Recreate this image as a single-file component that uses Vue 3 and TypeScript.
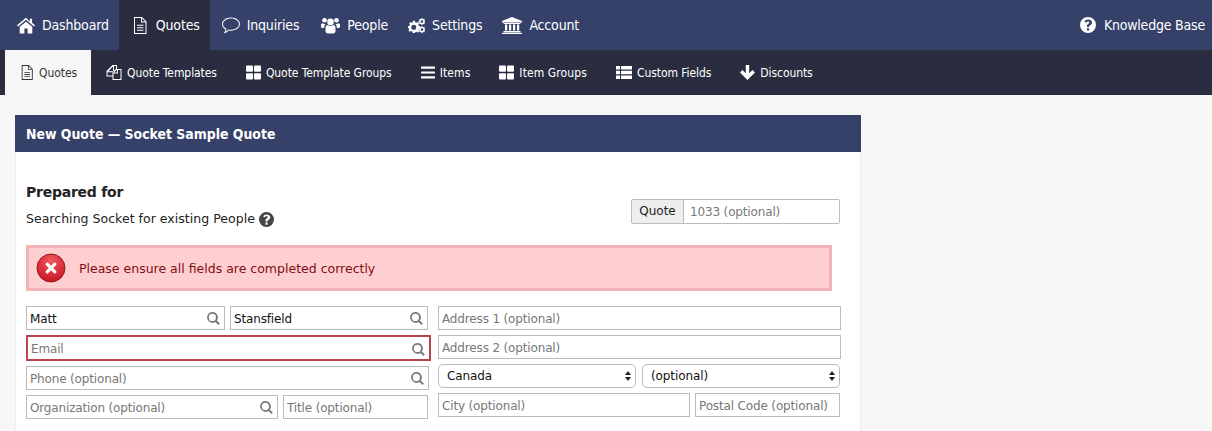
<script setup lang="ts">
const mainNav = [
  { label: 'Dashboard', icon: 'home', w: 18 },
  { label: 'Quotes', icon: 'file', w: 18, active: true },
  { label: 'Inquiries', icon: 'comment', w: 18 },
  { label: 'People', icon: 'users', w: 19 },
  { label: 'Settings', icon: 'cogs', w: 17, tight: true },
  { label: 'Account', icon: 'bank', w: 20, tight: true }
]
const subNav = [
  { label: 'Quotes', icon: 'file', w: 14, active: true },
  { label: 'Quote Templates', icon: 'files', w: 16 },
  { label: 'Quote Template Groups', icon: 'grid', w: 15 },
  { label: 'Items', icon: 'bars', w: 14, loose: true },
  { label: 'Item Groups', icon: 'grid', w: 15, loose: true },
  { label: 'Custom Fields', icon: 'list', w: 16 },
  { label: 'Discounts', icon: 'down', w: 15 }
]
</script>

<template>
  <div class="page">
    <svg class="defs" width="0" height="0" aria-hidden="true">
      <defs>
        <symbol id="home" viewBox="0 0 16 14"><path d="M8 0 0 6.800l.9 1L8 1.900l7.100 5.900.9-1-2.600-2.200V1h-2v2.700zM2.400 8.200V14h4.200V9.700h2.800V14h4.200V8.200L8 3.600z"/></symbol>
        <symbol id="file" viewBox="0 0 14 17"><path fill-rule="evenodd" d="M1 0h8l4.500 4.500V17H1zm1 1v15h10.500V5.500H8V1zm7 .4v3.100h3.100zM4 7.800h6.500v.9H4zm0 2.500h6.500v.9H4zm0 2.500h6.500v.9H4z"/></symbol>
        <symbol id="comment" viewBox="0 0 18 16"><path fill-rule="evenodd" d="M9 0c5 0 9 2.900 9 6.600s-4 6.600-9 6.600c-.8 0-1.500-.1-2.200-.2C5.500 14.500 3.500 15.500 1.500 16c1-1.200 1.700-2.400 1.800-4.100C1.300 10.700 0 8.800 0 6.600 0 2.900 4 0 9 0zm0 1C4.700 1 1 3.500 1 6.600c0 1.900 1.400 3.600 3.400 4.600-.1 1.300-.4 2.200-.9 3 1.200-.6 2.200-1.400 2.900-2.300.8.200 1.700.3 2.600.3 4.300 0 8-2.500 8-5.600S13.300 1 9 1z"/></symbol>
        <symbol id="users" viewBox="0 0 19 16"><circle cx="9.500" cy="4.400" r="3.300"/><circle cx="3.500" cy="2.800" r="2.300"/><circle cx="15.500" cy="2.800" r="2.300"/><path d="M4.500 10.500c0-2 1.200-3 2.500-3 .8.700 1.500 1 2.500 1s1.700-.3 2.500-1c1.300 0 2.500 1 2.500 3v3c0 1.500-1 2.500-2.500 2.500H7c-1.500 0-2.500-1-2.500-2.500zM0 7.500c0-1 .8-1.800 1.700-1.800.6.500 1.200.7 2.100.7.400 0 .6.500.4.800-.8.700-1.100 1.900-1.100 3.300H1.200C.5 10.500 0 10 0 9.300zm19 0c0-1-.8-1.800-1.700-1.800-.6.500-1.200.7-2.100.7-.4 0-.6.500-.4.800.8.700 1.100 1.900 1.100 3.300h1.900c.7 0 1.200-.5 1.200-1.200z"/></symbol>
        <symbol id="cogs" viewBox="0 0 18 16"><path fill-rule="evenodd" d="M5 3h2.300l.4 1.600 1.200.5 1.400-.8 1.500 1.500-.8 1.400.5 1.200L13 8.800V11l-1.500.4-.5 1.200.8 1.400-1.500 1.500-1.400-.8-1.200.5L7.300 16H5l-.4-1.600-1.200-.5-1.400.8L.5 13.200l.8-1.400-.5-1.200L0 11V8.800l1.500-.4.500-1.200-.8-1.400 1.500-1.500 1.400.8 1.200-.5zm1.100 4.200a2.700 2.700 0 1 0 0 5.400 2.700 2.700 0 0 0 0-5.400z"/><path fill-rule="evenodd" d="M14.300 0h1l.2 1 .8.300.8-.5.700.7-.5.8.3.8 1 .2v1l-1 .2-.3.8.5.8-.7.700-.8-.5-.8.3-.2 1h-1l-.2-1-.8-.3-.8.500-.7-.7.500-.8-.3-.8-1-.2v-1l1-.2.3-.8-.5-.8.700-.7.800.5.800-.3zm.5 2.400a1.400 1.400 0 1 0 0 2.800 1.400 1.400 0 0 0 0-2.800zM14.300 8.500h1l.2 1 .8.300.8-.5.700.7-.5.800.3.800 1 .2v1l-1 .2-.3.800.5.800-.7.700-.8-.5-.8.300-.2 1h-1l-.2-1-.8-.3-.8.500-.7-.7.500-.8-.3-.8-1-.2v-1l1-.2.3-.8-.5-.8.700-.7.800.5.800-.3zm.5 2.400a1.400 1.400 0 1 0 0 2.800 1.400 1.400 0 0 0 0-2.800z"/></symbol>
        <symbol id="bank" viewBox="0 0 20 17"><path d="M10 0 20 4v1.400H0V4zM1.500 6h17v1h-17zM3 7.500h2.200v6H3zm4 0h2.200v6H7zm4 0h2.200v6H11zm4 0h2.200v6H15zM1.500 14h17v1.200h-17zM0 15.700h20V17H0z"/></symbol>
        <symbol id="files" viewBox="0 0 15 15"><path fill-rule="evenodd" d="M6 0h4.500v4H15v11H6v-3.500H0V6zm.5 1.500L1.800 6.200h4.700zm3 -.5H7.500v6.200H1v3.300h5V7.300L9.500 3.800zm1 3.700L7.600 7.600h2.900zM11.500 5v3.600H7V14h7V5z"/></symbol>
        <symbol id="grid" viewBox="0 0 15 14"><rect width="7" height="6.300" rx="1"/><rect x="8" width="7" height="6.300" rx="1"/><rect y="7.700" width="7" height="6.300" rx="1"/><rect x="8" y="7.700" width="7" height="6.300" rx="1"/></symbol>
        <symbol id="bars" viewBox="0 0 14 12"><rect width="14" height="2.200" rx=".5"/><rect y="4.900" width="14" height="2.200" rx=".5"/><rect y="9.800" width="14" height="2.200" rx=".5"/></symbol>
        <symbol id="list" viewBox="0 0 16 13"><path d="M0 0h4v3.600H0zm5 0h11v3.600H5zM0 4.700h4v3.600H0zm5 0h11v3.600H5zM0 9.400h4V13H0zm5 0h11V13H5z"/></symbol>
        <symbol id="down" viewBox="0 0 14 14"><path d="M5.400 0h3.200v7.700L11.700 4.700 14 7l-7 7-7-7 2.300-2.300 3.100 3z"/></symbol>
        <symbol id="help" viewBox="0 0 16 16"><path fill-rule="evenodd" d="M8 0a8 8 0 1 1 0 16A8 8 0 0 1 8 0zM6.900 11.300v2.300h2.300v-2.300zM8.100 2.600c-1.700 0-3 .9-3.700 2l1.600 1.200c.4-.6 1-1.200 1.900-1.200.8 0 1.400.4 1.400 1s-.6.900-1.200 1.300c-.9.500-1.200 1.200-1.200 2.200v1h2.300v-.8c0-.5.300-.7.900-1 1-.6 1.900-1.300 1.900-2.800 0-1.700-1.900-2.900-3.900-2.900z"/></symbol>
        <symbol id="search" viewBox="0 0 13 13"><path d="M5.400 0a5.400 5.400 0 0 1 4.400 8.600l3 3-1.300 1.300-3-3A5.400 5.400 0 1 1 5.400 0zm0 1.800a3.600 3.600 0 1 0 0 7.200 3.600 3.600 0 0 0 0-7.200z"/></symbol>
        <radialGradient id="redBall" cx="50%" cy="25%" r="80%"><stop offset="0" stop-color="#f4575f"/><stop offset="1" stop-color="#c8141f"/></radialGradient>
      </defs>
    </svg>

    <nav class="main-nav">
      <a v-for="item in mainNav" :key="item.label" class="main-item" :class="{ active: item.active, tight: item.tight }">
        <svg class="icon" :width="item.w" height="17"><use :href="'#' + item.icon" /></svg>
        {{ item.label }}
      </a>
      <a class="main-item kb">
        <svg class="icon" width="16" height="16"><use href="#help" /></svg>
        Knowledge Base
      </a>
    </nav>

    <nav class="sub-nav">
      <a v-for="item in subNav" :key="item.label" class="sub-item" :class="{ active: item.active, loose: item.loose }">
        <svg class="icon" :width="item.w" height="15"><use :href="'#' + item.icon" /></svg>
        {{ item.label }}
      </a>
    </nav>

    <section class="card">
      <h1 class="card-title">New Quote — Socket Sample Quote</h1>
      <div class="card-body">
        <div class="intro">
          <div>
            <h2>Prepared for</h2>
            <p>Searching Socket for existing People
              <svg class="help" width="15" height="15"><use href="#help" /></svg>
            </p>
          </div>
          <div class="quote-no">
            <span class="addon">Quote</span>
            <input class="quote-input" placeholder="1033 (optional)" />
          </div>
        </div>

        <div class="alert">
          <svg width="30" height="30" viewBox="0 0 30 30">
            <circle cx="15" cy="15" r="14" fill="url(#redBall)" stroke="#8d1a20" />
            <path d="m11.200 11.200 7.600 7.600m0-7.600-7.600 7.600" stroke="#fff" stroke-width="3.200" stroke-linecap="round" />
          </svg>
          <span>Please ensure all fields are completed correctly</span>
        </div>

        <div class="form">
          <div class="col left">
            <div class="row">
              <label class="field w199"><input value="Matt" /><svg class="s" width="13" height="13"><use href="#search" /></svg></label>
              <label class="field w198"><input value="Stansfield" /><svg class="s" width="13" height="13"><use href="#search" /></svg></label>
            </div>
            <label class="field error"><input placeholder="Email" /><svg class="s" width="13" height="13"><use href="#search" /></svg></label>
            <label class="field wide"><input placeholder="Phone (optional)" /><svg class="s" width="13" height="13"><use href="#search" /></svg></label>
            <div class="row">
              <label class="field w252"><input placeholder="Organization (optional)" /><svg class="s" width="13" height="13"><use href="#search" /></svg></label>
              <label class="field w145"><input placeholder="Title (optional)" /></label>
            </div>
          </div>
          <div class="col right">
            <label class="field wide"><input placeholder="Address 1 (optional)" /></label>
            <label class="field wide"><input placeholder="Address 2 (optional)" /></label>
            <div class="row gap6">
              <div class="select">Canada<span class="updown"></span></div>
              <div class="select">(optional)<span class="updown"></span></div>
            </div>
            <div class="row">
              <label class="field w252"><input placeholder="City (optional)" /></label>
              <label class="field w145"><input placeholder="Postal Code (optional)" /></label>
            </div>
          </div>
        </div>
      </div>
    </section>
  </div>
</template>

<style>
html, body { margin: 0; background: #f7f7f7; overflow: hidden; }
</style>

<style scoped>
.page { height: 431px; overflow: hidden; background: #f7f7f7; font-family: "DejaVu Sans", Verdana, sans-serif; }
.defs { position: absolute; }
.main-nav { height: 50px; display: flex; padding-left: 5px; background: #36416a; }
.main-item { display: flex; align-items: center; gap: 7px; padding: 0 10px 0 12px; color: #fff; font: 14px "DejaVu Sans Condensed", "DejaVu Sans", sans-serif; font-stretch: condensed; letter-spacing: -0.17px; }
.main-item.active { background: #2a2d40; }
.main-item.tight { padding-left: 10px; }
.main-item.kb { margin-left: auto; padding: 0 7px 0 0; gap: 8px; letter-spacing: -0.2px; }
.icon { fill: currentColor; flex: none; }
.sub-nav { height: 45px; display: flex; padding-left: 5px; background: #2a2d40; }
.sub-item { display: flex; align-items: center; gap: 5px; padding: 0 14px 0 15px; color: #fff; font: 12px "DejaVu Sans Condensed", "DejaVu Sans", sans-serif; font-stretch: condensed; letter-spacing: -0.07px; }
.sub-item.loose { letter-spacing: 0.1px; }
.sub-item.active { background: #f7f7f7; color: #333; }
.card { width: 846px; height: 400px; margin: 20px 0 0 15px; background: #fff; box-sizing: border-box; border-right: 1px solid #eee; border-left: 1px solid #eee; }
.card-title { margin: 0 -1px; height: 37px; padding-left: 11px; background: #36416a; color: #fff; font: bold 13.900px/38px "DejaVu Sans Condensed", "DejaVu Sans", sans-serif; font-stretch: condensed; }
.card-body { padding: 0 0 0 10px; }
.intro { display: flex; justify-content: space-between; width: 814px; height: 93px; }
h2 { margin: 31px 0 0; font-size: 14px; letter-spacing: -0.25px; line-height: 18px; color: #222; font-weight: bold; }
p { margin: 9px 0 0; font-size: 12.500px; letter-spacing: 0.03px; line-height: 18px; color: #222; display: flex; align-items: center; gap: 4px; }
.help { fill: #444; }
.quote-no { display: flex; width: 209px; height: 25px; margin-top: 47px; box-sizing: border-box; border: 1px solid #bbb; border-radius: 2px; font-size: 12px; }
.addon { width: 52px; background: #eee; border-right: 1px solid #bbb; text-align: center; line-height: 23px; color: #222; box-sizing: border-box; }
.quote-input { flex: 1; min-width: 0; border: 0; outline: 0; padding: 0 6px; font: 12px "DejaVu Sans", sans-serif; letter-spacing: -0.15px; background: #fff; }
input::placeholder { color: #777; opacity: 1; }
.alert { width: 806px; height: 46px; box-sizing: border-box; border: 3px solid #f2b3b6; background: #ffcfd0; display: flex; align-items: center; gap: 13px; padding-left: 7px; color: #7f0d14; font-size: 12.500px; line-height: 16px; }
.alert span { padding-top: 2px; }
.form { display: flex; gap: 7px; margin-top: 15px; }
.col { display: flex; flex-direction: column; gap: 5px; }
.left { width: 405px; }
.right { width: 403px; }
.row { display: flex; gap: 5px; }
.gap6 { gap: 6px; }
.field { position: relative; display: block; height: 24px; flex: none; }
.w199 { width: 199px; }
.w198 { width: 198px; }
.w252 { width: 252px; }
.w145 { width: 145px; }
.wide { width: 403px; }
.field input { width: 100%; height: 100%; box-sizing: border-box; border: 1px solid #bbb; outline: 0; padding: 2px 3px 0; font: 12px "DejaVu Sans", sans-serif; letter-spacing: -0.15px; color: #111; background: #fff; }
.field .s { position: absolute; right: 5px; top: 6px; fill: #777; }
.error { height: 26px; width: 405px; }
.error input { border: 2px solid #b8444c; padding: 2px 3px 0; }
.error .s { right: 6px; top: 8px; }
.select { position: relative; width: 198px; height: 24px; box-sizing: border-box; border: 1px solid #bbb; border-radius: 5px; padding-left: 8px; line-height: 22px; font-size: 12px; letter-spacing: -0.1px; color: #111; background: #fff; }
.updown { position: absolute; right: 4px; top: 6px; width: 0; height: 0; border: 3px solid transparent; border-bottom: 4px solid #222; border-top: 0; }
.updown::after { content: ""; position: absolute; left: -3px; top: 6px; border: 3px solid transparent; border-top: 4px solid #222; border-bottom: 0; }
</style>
★ ★ ★ ★ ★
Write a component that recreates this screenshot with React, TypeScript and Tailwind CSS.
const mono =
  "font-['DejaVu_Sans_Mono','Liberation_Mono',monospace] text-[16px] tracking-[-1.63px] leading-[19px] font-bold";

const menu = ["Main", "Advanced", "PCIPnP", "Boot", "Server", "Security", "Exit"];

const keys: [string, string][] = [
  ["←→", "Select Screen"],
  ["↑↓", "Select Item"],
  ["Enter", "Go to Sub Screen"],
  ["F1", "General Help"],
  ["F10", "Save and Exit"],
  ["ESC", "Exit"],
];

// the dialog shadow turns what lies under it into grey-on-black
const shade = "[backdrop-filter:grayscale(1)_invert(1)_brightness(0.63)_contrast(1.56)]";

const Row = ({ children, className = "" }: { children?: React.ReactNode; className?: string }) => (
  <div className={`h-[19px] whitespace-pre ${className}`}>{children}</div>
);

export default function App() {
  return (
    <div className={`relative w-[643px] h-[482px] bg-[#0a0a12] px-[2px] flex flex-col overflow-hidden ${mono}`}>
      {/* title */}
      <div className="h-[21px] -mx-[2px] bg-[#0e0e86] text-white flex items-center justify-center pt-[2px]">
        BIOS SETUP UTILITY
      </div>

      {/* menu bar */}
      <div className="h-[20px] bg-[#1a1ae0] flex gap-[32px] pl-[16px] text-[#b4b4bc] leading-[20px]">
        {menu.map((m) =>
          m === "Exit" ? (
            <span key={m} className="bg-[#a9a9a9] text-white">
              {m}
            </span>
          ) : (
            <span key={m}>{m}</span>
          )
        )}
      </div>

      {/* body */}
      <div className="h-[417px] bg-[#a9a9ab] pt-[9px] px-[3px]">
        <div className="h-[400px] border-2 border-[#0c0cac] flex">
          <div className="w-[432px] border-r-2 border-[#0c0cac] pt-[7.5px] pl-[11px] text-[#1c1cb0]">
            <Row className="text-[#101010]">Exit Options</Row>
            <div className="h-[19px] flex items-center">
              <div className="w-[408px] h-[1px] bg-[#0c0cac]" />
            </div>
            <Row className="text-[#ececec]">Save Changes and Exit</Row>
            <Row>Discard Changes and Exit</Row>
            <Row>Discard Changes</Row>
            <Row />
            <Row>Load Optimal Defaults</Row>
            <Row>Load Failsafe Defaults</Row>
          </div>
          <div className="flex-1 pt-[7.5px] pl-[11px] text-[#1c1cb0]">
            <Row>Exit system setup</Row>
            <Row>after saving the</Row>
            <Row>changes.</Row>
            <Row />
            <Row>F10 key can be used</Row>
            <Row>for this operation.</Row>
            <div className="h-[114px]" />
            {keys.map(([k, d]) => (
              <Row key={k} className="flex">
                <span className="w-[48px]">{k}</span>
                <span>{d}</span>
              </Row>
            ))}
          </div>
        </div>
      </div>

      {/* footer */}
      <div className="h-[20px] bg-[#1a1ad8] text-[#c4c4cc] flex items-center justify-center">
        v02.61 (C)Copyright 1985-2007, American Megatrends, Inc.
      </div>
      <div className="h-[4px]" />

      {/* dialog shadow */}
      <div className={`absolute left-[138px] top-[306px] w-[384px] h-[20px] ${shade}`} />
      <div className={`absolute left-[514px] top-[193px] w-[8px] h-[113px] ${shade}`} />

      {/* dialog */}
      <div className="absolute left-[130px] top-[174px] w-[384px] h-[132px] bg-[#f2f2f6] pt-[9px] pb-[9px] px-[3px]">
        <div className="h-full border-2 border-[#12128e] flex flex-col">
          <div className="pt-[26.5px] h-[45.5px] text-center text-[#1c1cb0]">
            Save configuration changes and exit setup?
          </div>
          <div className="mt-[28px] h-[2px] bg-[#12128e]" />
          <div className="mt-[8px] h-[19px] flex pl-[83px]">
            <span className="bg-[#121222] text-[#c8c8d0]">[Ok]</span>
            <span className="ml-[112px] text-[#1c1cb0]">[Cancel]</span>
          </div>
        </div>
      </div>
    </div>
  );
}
★ ★ ★ ★ ★
• _Task directions_:
Say how many lines of the listing above contain "TypeScript", with no other words.

• _Task answer_:
2